Brigaudiot et l’exposition.
Durant son parcours, Brigaudiot a pratiqué l’exposition selon des modalités bien différentes, dues tant au lieu d’accueil, galerie ou espace ordinairement dédié à l’art vivant, que lors d’expositions déterminées non plus tant par le lieu que par la nature de l’œuvre exposée. Pour Brigaudiot l’exposition est passée du modèle classique à des modalités plus contemporaines où l’espace d’accueil se met certes à disposition des œuvres mais où les œuvres, en un certain échange visuel et perceptif, contribuent à redéfinir la perception et le paraître de cet espace.
Ainsi l’installation que Brigaudiot pratique depuis plusieurs décennies est une modalité d’exposition bien spécifique, même si à priori, comme toute création artistique, elle reste toujours à redéfinir et à réinventer. Elle implique le plus souvent une élaboration/construction de l’œuvre sur le site, comme elle implique presque à coup sûr une dimension éphémère. Cette pratique de l’installation est apparue chez Brigaudiot en tant qu’artiste nomade comme une solution de prise en compte non seulement d’un lieu mais également d’un ailleurs: cité, pays, culture. Au-delà de premières présentations aléatoires d’œuvres tridimensionnelles dans l’espace d’exposition, il s’agissait d’objets construits et d’objets d’assemblage (la critique appela cela « environnement »), mais le vrai déclencheur fut un projet d’exposition en Martinique où Brigaudiot, au lieu d‘apporter quelques œuvres depuis son atelier parisien, décide, compte-tenu du passé/présent colonial de la Martinique de faire oeuvre à partir du lieu ; par principe, Brigaudiot opta pour l’alternative que pouvait être une exposition immédiatement issue de sa propre perception de ce territoire, de cet autre climat-monde. L’exposition, en cohérence avec un travail au long cours à partir de la photo icarienne de sols, fut ainsi et pour l’essentiel faite de photos, différents cadrages de portions de sols de Martinique, photos effectuées lors de déambulations et présentées, cette fois, dans des boites à pizzas ouvertes et entrouvertes. Ainsi naquit dans l’œuvre de Brigaudiot cette modalité d’exposition qu’est l’installation, œuvre nécessairement éphémère, œuvre d’un moment, faisant plus ou moins écho au lieu, en un sens extensif, allant de l’espace circonscrit de l’exposition elle-même à l’espace historique et culturel, mais possiblement géologique, géographique ou bien économique et politique, ou bien également à l’espace ressenti et perçu.
Et le blanc du mur.
Chez Brigaudiot, l’installation ne se limite pas à l’espace tridimensionnel et/ou temporel (avec la vidéo), elle met l’œuvre murale et picturale au travail avec ce fond blanc indéfini, le plus souvent non-espace, absence, négation de lui-même, à la fois espace et non-espace. Cela commence avec la période des Paysages Discontinus où l’œuvre picturale et graphique s’ouvre à un travail complexe sur et avec l’espace blanc du mur. Et cette pratique murale où le peint œuvre avec le non peint, le positif et le négatif pouvant être perçus/lus en alternance. De ce type de pratique murale a découlé l’éradication du cadre, ou bien sa manipulation, celui qui à la fois veut valoriser et isoler l’œuvre du lieu de son exposition. Cette modalité et cette forme d’installation plane impliquant le mur ont persisté chez Brigaudiot, à travers différentes périodes, incluant notamment le texte du poème, comme au Musée d’Art Contemporain d’Ispahan. Incluant donc le texte, la lettre, la typographie et la calligraphie en un jeu complexe où le voir et le lire s’articulent et se jouent l’un de l’autre, où le sens prend plastiquement forme et où la forme fait sens en son propre oubli.
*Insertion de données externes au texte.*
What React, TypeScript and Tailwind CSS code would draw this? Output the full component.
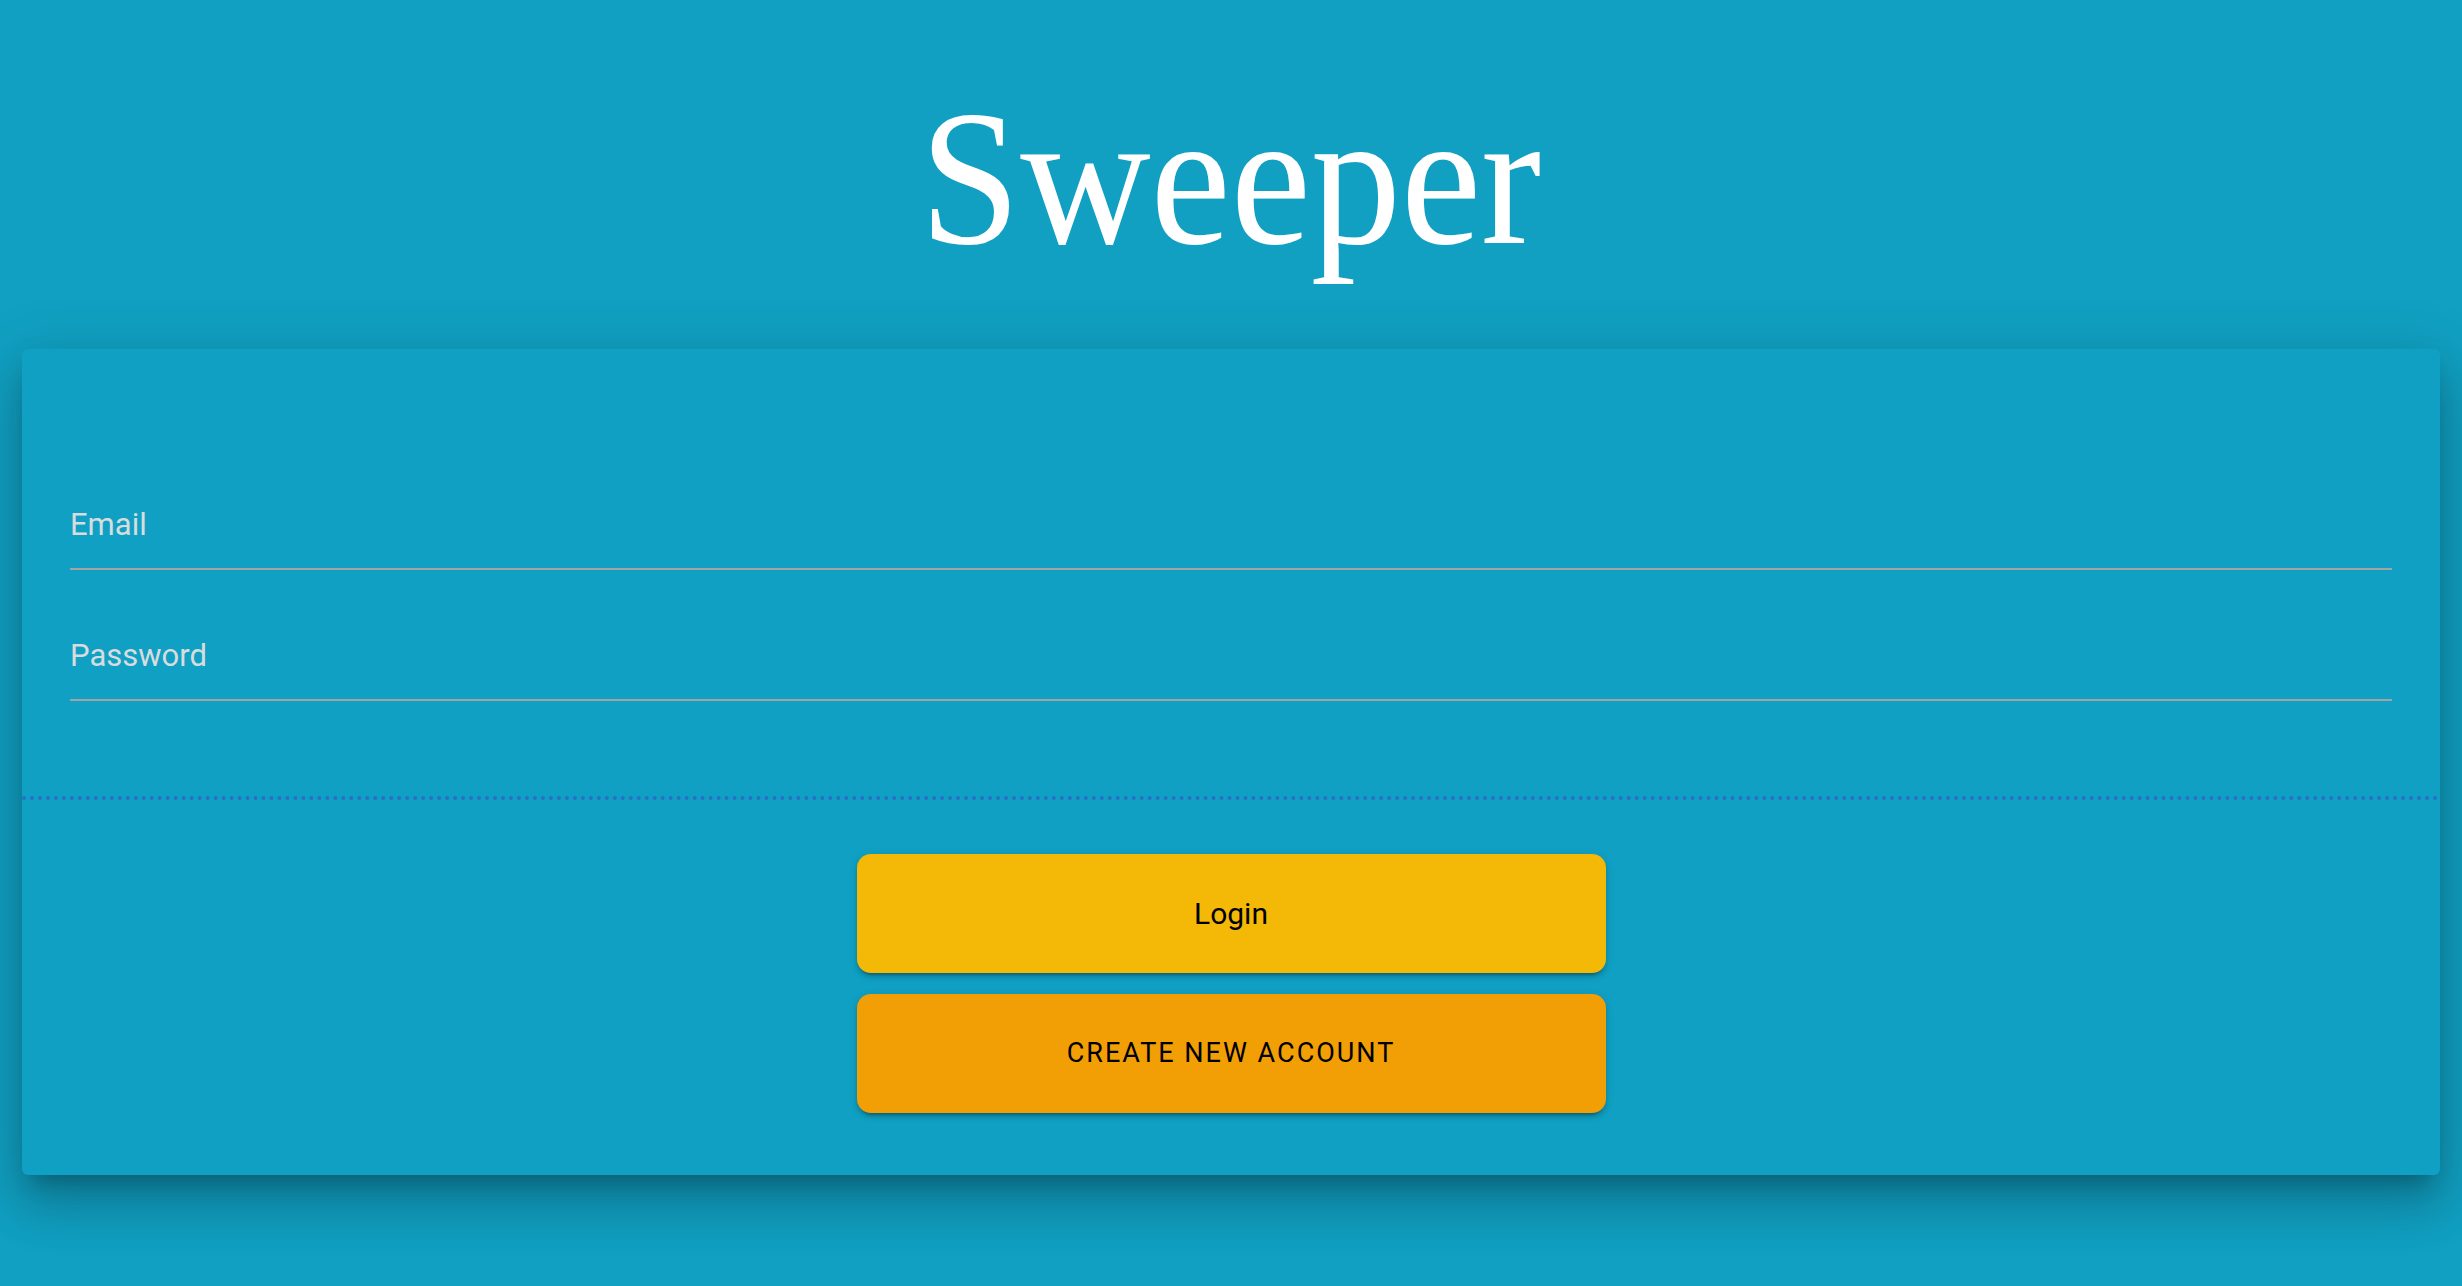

Pour Brigaudiot, l’exposition est le moment où l’œuvre advient en un provisoire aboutissement, moment où elle se dévoile, se révèle et s’affronte à l’espace physique et social du lieu. Elle est le moment du dire sur elle-même, dire essentiel pour Brigaudiot que celui des publics hétérogènes de l’art, ceux des amateurs éclairés et des savants, mais aussi du public innocent, celui qui en cette innocence va dire l’essentiel, le ressenti spontané et profond, ce que ne disent point les propos éclairés. Ainsi pour Brigaudiot l’exposition est bien davantage qu’un accrochage ou une disposition de pièces dans l’espace où elle advient, elle est une aventure, un travail in situ qui ne peut se réaliser tel qu’il est que là-même où il l’est.